#### What is needed
Retype the whole listing, please, keeping every line exact and dropping the pictures.

::::::::

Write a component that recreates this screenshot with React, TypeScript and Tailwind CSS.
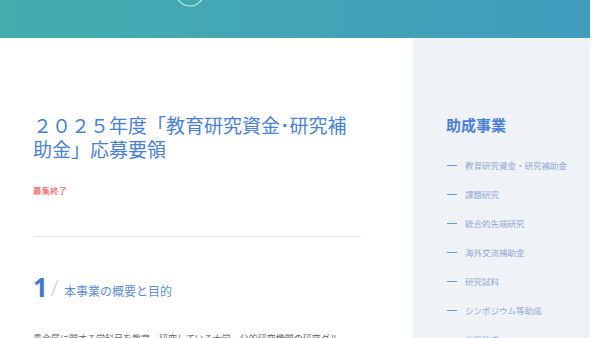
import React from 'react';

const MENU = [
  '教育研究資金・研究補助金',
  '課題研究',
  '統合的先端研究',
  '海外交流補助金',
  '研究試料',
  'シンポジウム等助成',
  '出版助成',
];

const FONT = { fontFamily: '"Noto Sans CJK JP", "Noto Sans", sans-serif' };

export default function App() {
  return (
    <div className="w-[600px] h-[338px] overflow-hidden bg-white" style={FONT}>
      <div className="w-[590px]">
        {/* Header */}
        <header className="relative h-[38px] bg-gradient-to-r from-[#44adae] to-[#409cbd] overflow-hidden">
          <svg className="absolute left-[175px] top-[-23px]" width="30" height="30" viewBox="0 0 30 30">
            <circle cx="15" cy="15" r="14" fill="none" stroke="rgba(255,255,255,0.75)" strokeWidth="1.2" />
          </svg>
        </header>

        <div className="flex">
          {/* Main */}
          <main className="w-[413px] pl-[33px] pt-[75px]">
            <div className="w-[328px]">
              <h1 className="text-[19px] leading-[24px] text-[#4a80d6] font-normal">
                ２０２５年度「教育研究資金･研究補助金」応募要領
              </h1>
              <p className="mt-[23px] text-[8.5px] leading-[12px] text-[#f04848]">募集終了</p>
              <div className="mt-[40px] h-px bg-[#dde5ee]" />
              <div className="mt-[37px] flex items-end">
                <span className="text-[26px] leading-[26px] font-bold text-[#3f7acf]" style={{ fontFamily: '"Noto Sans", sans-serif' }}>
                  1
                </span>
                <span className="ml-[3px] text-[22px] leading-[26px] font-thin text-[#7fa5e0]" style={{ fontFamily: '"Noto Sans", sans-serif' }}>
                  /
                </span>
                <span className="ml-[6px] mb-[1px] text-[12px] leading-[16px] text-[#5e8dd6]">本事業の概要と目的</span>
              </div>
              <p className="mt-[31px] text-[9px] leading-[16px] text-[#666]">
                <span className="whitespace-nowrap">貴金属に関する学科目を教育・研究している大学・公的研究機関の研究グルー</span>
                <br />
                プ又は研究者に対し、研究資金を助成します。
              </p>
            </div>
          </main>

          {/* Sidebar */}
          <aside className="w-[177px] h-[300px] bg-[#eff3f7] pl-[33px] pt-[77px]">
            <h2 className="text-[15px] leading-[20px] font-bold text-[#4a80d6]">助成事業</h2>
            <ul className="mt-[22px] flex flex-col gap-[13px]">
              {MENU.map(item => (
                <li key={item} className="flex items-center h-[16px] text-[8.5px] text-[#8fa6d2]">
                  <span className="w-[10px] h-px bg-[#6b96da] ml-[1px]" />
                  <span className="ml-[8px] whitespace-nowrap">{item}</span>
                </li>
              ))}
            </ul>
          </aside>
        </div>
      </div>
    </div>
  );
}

::::::::

#### Solution to this problem
Write a component that recreates this screenshot with React, TypeScript and Tailwind CSS.
import React from 'react';

const MENU = [
  '教育研究資金・研究補助金',
  '課題研究',
  '統合的先端研究',
  '海外交流補助金',
  '研究試料',
  'シンポジウム等助成',
  '出版助成',
];

const FONT = { fontFamily: '"Noto Sans CJK JP", "Noto Sans", sans-serif' };

export default function App() {
  return (
    <div className="w-[600px] h-[338px] overflow-hidden bg-white" style={FONT}>
      <div className="w-[590px]">
        {/* Header */}
        <header className="relative h-[38px] bg-gradient-to-r from-[#44adae] to-[#409cbd] overflow-hidden">
          <svg className="absolute left-[175px] top-[-23px]" width="30" height="30" viewBox="0 0 30 30">
            <circle cx="15" cy="15" r="14" fill="none" stroke="rgba(255,255,255,0.75)" strokeWidth="1.2" />
          </svg>
        </header>

        <div className="flex">
          {/* Main */}
          <main className="w-[413px] pl-[33px] pt-[75px]">
            <div className="w-[328px]">
              <h1 className="text-[19px] leading-[24px] text-[#4a80d6] font-normal">
                ２０２５年度「教育研究資金･研究補助金」応募要領
              </h1>
              <p className="mt-[23px] text-[8.5px] leading-[12px] text-[#f04848]">募集終了</p>
              <div className="mt-[40px] h-px bg-[#dde5ee]" />
              <div className="mt-[37px] flex items-end">
                <span className="text-[26px] leading-[26px] font-bold text-[#3f7acf]" style={{ fontFamily: '"Noto Sans", sans-serif' }}>
                  1
                </span>
                <span className="ml-[3px] text-[22px] leading-[26px] font-thin text-[#7fa5e0]" style={{ fontFamily: '"Noto Sans", sans-serif' }}>
                  /
                </span>
                <span className="ml-[6px] mb-[1px] text-[12px] leading-[16px] text-[#5e8dd6]">本事業の概要と目的</span>
              </div>
              <p className="mt-[31px] text-[9px] leading-[16px] text-[#666]">
                <span className="whitespace-nowrap">貴金属に関する学科目を教育・研究している大学・公的研究機関の研究グルー</span>
                <br />
                プ又は研究者に対し、研究資金を助成します。
              </p>
            </div>
          </main>

          {/* Sidebar */}
          <aside className="w-[177px] h-[300px] bg-[#eff3f7] pl-[33px] pt-[77px]">
            <h2 className="text-[15px] leading-[20px] font-bold text-[#4a80d6]">助成事業</h2>
            <ul className="mt-[22px] flex flex-col gap-[13px]">
              {MENU.map(item => (
                <li key={item} className="flex items-center h-[16px] text-[8.5px] text-[#8fa6d2]">
                  <span className="w-[10px] h-px bg-[#6b96da] ml-[1px]" />
                  <span className="ml-[8px] whitespace-nowrap">{item}</span>
                </li>
              ))}
            </ul>
          </aside>
        </div>
      </div>
    </div>
  );
}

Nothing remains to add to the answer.